Taxes can be confusing. The process can indeed be stressful. Here are some tax thoughts based on my just-completed first year doing taxes at H&R Block.
Make sure you withhold enough
Some may think it’s very clever to not withhold enough because then they get more each paycheck. Yeah, no. If you earned $80,000 and only had $3,5000 withheld, you will owe quite a lot. Had one client like this. She owed $9,000 and was flattened.
Another gotcha here is if the taxpayer has child tax credits and the kids become too old or there is a divorce and they live with their ex. Then the taxpayer could lose $3,000 or more in refundable credits and have more taxes due. Plus, a divorce mean a lower standard deduction
Itemized deductions for most isn’t as good as standard deduction.

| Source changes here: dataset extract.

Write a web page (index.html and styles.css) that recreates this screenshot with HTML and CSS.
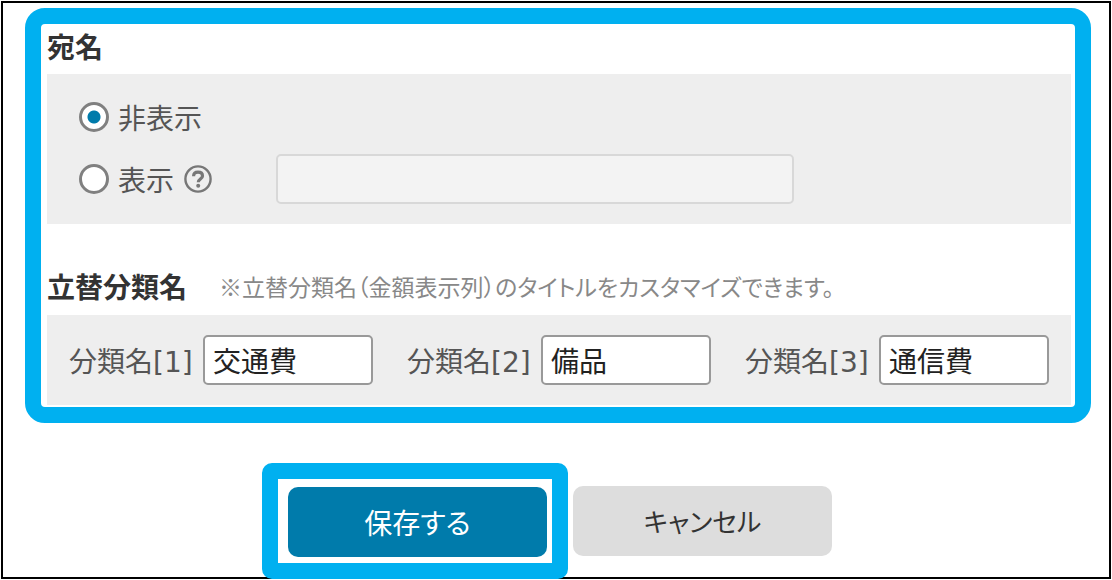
FILE: index.html
```
<!DOCTYPE html>
<html lang="ja">
<head>
    <meta charset="UTF-8">
    <meta name="viewport" content="width=device-width, initial-scale=1.0">
    <title>立替分類名</title>
    <link rel="stylesheet" href="styles.css">
</head>
<body>
    <form class="page">
        <div class="settings">
            <h2 class="title" id="atena">宛名</h2>
            <div class="panel atena" role="radiogroup" aria-labelledby="atena">
                <div class="row">
                    <input type="radio" class="radio" name="atena" id="atena-hide" checked>
                    <label for="atena-hide">非表示</label>
                </div>
                <div class="row">
                    <div class="option">
                        <input type="radio" class="radio" name="atena" id="atena-show">
                        <label for="atena-show">表示</label>
                        <svg class="help" viewBox="0 0 28 28" aria-hidden="true">
                            <circle cx="14" cy="14" r="12.6" fill="none" stroke="#777" stroke-width="2.4"/>
                            <path d="M9.6 11.2C9.6 8.4 11.4 7.2 14 7.2s4.5 1.3 4.5 3.7c0 3.1-4.2 3.2-4.2 6.3" fill="none" stroke="#777" stroke-width="3.2"/>
                            <circle cx="14.2" cy="20.8" r="2" fill="#777"/>
                        </svg>
                    </div>
                    <input type="text" class="text atena-text" aria-label="宛名" disabled>
                </div>
            </div>

            <div class="heading">
                <h2 class="title">立替分類名</h2>
                <p class="note">※立替分類名（金額表示列）のタイトルをカスタマイズできます。</p>
            </div>
            <div class="panel categories">
                <div class="category">
                    <label for="category1">分類名[1]</label>
                    <input type="text" class="text" id="category1" value="交通費">
                </div>
                <div class="category">
                    <label for="category2">分類名[2]</label>
                    <input type="text" class="text" id="category2" value="備品">
                </div>
                <div class="category">
                    <label for="category3">分類名[3]</label>
                    <input type="text" class="text" id="category3" value="通信費">
                </div>
            </div>
        </div>

        <div class="actions">
            <div class="highlight">
                <button type="submit" class="button save">保存する</button>
            </div>
            <button type="button" class="button cancel">キャンセル</button>
        </div>
    </form>
</body>
</html>
```
FILE: styles.css
```
* {
    box-sizing: border-box;
}

body {
    margin: 1px;
    background-color: #fff;
    color: #555;
    font-family: "Noto Sans CJK JP", sans-serif;
    font-size: 28px;
    line-height: 40px;
    font-feature-settings: "palt";
}

.page {
    border: 2px solid #000;
    padding: 5px 18px 0 22px;
}

.settings {
    border: 16px solid #00b0f0;
    border-radius: 20px;
    padding: 2px 4px 2px 6px;
}

.title {
    margin: 0;
    color: #333;
    font-size: 28px;
    line-height: 40px;
}

.panel {
    background-color: #eee;
}

.atena {
    display: flex;
    flex-direction: column;
    gap: 12px;
    margin-top: 8px;
    padding: 18px 32px 20px;
}

.row {
    display: flex;
    align-items: center;
    min-height: 50px;
}

.option {
    display: flex;
    align-items: center;
    width: 197px;
}

.radio {
    appearance: none;
    width: 30px;
    height: 30px;
    margin: 0 9px 0 0;
    border: 3px solid #808080;
    border-radius: 50%;
    background-color: #fff;
}

.radio:checked {
    background-image: radial-gradient(circle, #007bab 6px, #fff 7px);
}

.help {
    width: 28px;
    height: 28px;
    margin-left: 10px;
}

.text {
    width: 170px;
    height: 50px;
    padding: 0 8px;
    border: 2px solid #999;
    border-radius: 5px;
    background-color: #fff;
    color: #222;
    font-family: "Noto Sans CJK JP", sans-serif;
    font-size: 28px;
}

.text:disabled {
    border-color: #d8d8d8;
    background-color: #f3f3f3;
}

.atena-text {
    width: 518px;
}

.heading {
    display: flex;
    align-items: center;
    gap: 32px;
    margin-top: 42px;
}

.note {
    margin: 0;
    color: #888;
    font-size: 23px;
}

.categories {
    display: flex;
    gap: 34px;
    margin-top: 9px;
    padding: 20px 22px;
}

.category {
    display: flex;
    flex: 1;
    align-items: baseline;
    justify-content: space-between;
    font-family: "DejaVu Sans", "Noto Sans CJK JP", sans-serif;
}

.actions {
    display: flex;
    align-items: center;
    justify-content: center;
    gap: 5px;
    margin: 40px 22px -2px 0;
}

/* frame around the save button */
.highlight {
    border: 16px solid #00b0f0;
    border-radius: 10px;
    padding: 8px 5px 6px 10px;
}

.button {
    display: block;
    width: 259px;
    height: 70px;
    border: none;
    border-radius: 10px;
    font: inherit;
    font-feature-settings: inherit;
    cursor: pointer;
}

.save {
    background-color: #007bab;
    color: #fff;
}

.cancel {
    background-color: #ddd;
    color: #333;
    font-size: 26px;
}
```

Standard deduction for 2020 with be $12,400 for single and $24,800 for married filing jointly. For most of us, itemizing would get anywhere close to these numbers.
Social Security can be taxable!
Depending on income, up to 85% of Social Security can be taxable. You can have taxes taken out of the monthly payment by sending Form W4-V to a Social Security office. This can help avoid unpleasant surprises at tax time. You can request 7%, 10%, 12%, or 22% be withheld.
Beware of W-2s for small amounts of pay
W-2s for small amounts have federal withholding at a lower percentage than larger W-2s. This can mean not enough withholding has been done. An example: One spouse earns $75,000 and has W-2 withholding at about 22%. The other spouse has a W-2 for $8,000 and tax is withheld at a much lower rate. Their income are combined when paying taxes. Thus the $8,000 W-2 will be taxed at a higher rate than what was withheld.
The Healthcare penalty is gone. Yay!
The horrible $695 (at least) penalty for not having healthcare insurance is gone, starting tax year 2019. Yay! It was intended to nudge people to get insurance but instead mostly penalized low-income people.